TISSUES 2.0: An integrative web resource on mammalian tissue expression
Code to reproduce the fold enrichment analyses and figures from the article
Project structure
- README.md --> Markdown file
- makefile --> main script
- generate_files.pl --> script to generate the necessary files. This script uses the original datasets files (with no filter for unconfident gene-tissue associations)
- add_orthology_info.pl --> script to generate files containing scored gene-tissue pairs and 1:1 orthologs with the other three organisms, if these exist, for each gene.

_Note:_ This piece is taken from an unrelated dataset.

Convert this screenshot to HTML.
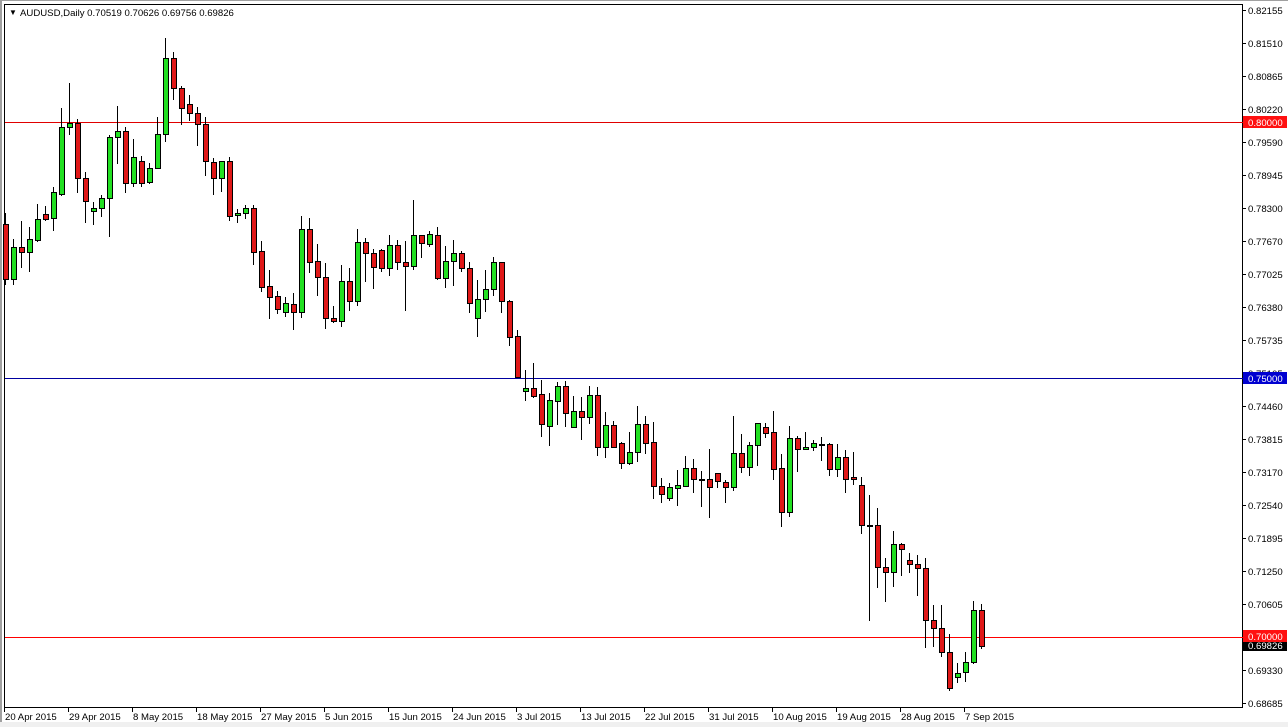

- analyses.R --> script orchestrating the generation of the figures
- R/ --> All the scripts necessary to reproduce the figures
- summary_figure_drawing.R --> Initial figure with the tissues covered by each dataset
- fold_enrichment_analysis_per_dataset.R --> Generates the fold-enrichment plots for each dataset
- fold_enrichment_score_calibration_analysis.R --> Score calibration figure
- correlation_analysis.R --> Heatmap figures based on Pearson's correlation coefficients between final star scores for gene tissue pairs across datasets
- functions.R --> functions used across the other four scripts
- data/
- datasests/ --> Datasets files need to be stored here
- dictionary/ --> Contains the files necessary to perform the tissue backtracking bassed on BRENDA Ontology
- labels.tsv --> The bto terms corresponding to the 21 tissues of interest: tissues_code tissue_name BTO
- bto_entities.tsv --> mapping of bto terms to internal identifiers: internal_code tissues_code BTO
- bto_groups .tsv --> the parent-children relationships used to do the backtracking: internal_code parent_internal_code
- orthology/ --> Contains the eggNOG orthology groups files necessary to extract 1:1 orthologs across organisms
- roNOG.tsv --> ortholgy groups for rodents, used for extracting 1:1 orthologs between mouse and rat
- maNOG.tsv --> ortholgy groups for mammals, used for extracting orthologs between the other organism pairs
- figures/ --> Folder where all the figures generated are stored
Run the analyses
-
Download the project
-
Make sure you have a default CRAN repository set, for example by putting the following into your
~/.Rprofile
:local({r <- getOption("repos") r["CRAN"] <- "http://cran.us.r-project.org" options(repos=r)})
-
Download the datasets from https://doi.org/10.6084/m9.figshare.5715880 and place them in the data/datasets folder
-
Execute the makefile script from the command line:
> make
-
All the files will be generated in the data folder
-
All the figures from the analyses will be created in the figures/ folder
Generated files
./data/
- Fold enrichment analyses result files: DATASET_uniprot_fold_enrichment_analysis.tsv
- Scored gene-tissue pairs for the 21 major tissues: pairs_major_tissues.tsv ./figures/
- Summary of covered tissues: Summary_figure_tissues.png
- Fold enrichment plots: datasets_fold_enrichment.png
- Score calibration plot: datasets_score_calibration.png
- Heatmaps with Pearson's correlation scores between pairs of datasets
Requirements
- Perl
- R